Il ne faut pas oublier que l’on a une communauté qui est déjà stigmatisée par la problématique de cette société : le chômage ! Avec aussi des conditions sociologiques hypercompliquées. Alors en plus à partir d’un drame, les gens n’ont pas envie de parler. D’autant plus qu’aujourd’hui il faut être honnête, tout ça ne se passe pas à Lunel, pas en France, mais sur la planète ! Il se trouve que la religion musulmane est sous les projecteurs - personne ne va le nier - et dès qu’une problématique concerne cette communauté-là, tout le monde se sent concerné. Alors les gens n’ont pas nécessairement envie de s’exposer.

Avec mon expérience, je me permets de parler, parce que je me dis que nous avons cette responsabilité, nous, la majorité silencieuse, la communauté des gens de Lunel. Nous devons donner notre point de vue. Ce n’est pas en se retranchant, que nous allons trouver des solutions et avancer vers des choses meilleures.

Que faire pour éviter que d’autres jeunes ne connaissent un même sort ?

C’est compliqué et sensible. J’ai constaté à travers mon boulot qu’à partir de 10 ans, puis pour tous les jeunes que je rencontre jusqu’à 25 ans, la confrontation à l’adulte est complètement absente. Si on laisse un jeune se construire à travers la télévision et internet, regardez ce que ça donne...

Tout le monde doit en prendre conscience, notamment les gens qui s’engagent, sur le plan associatif et politique. S’engager, c’est prendre sa part de responsabilité et s’adresser à la population. Pas uniquement à la masse. Il y a des gens plus fragiles que d’autres, qui nécessitent de la rencontre et du face à face. Du vrai débat. Aujourd’hui, les jeunes sont demandeurs. Mais il ne faut pas débattre après un drame. Ça ne sert à rien. Laissons l’émotion redescendre. Après, on pourra réfléchir, avec des gens qui se sentent responsables.

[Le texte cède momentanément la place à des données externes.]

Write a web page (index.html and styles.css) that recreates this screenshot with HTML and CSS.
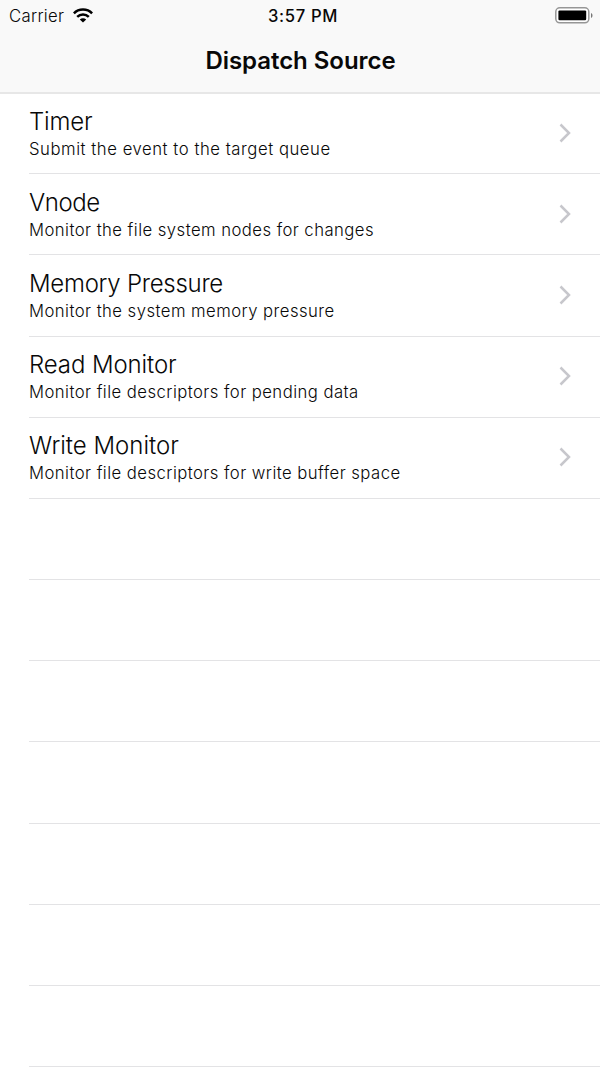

Selon vous, ce drame peut-il provoquer un sursaut ou une réaction positive, à terme ?

Je suis quelqu’un de positif. C’est ce qui me donne la flamme pour continuer à travailler dans ce milieu. Moi, je crois à l’être humain. Des fois, il suffit de pas grand-chose. On demande juste du temps aux gens, qu’ils soient des professionnels ou de simples citoyens. Ce que l’on a perdu dans cette société, c’est l’échange avec l’autre. Il est important que les points de vue soient donnés et que les gens puissent échanger.

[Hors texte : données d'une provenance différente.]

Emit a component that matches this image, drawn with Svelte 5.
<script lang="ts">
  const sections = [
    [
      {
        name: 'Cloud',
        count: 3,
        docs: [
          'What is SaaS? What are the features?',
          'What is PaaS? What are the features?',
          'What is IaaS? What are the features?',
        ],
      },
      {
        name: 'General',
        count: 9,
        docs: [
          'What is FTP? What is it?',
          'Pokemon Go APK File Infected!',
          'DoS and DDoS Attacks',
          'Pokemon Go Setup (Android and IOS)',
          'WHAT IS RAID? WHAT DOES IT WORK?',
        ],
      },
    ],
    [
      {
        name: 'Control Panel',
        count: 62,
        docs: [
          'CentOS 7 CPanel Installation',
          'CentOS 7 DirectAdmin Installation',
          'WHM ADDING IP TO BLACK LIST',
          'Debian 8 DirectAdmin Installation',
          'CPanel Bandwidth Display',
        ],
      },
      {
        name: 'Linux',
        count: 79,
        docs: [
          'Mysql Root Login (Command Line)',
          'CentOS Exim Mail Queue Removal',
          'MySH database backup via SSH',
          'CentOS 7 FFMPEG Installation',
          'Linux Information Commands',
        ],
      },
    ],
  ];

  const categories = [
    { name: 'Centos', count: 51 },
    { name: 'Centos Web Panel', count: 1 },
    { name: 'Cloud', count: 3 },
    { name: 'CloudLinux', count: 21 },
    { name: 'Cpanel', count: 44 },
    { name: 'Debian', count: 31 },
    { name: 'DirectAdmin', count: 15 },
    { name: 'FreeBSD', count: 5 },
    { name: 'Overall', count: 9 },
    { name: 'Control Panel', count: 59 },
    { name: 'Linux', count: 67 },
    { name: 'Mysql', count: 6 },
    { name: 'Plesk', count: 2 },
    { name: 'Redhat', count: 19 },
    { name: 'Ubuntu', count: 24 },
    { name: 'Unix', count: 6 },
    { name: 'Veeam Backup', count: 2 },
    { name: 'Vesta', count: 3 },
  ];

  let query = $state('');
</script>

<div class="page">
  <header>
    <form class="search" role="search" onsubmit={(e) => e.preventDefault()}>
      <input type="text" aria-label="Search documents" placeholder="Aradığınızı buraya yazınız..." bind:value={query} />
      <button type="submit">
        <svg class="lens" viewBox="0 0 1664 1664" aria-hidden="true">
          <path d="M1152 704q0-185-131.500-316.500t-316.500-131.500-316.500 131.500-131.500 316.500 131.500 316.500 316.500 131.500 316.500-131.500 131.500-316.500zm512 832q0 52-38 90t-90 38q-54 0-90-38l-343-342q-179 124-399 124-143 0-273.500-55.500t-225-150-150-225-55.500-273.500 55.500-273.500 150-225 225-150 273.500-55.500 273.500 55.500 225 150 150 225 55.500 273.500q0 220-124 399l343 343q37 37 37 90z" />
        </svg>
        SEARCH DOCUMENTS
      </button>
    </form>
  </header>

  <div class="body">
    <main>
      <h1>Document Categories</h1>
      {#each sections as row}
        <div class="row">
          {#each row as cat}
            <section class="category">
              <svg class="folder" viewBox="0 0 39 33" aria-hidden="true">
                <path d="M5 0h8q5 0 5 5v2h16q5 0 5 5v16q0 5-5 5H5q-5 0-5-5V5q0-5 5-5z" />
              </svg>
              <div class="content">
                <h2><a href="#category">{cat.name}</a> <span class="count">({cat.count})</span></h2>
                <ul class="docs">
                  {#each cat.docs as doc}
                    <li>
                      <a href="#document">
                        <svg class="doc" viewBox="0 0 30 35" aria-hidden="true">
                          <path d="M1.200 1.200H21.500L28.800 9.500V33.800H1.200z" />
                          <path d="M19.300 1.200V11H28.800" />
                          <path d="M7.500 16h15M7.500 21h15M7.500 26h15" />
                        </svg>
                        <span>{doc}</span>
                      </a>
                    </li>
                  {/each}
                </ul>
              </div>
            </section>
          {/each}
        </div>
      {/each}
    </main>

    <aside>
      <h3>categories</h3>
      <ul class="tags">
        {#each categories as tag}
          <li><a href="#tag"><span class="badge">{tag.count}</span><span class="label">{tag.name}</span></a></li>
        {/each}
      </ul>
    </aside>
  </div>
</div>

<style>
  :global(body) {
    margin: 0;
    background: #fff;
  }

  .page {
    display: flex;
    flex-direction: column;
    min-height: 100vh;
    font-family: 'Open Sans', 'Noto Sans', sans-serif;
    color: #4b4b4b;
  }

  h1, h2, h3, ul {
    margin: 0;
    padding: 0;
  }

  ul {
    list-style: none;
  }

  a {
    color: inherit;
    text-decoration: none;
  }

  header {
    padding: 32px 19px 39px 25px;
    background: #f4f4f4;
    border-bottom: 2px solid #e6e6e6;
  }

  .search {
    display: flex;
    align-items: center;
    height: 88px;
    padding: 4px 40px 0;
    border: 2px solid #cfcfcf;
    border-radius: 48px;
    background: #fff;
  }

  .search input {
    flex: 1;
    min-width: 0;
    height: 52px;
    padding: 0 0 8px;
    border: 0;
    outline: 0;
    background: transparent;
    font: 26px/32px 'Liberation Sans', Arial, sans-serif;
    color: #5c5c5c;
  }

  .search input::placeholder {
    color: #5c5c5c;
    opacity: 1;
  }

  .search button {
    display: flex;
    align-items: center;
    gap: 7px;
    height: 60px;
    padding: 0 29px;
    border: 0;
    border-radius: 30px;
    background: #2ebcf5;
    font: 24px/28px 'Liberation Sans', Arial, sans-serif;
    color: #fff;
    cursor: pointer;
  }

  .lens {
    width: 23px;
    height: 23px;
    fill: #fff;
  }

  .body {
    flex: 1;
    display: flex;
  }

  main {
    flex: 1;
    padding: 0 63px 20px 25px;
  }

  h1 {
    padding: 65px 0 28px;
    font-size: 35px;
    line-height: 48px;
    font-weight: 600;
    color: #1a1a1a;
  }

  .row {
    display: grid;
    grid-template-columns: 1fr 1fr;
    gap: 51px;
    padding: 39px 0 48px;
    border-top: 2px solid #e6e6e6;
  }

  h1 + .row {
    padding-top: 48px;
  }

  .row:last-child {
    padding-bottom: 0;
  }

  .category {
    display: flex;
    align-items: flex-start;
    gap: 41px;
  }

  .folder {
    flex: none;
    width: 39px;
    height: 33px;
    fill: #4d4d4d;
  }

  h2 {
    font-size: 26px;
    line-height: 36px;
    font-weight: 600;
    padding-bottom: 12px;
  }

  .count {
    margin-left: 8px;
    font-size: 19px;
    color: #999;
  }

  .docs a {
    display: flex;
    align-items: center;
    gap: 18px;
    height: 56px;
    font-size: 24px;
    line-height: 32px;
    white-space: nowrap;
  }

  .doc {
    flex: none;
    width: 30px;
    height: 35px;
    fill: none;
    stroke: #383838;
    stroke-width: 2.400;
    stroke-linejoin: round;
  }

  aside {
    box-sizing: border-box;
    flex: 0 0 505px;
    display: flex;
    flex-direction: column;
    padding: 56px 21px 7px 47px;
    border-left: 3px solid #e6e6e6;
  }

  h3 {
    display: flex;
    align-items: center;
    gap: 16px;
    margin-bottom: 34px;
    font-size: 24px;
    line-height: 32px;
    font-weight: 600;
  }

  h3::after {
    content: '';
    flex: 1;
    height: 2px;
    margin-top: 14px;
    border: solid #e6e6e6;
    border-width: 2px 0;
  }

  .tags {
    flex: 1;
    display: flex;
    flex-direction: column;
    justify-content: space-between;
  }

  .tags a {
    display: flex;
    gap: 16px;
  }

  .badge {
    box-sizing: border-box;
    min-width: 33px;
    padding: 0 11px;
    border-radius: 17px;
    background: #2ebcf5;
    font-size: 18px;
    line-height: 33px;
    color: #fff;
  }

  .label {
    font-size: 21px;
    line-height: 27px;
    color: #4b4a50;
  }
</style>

En France, notre société est en train de se disloquer et ma grande crainte, c’est que les gens se referment. Évitons le communautarisme. Pour moi, ce n’est pas trop tard. Tout le monde a envie de paniquer parce qu’on a tous les projecteurs sur notre ville. Mais cela ne m’effraie pas. Il y a un drame. Les caméras se rapprochent, c’est notre société qui veut ça. Mais il faut rester lucide. L’être humain a cette capacité de rebondir et de passer à autre chose. Il peut surprendre. Dans le bon sens.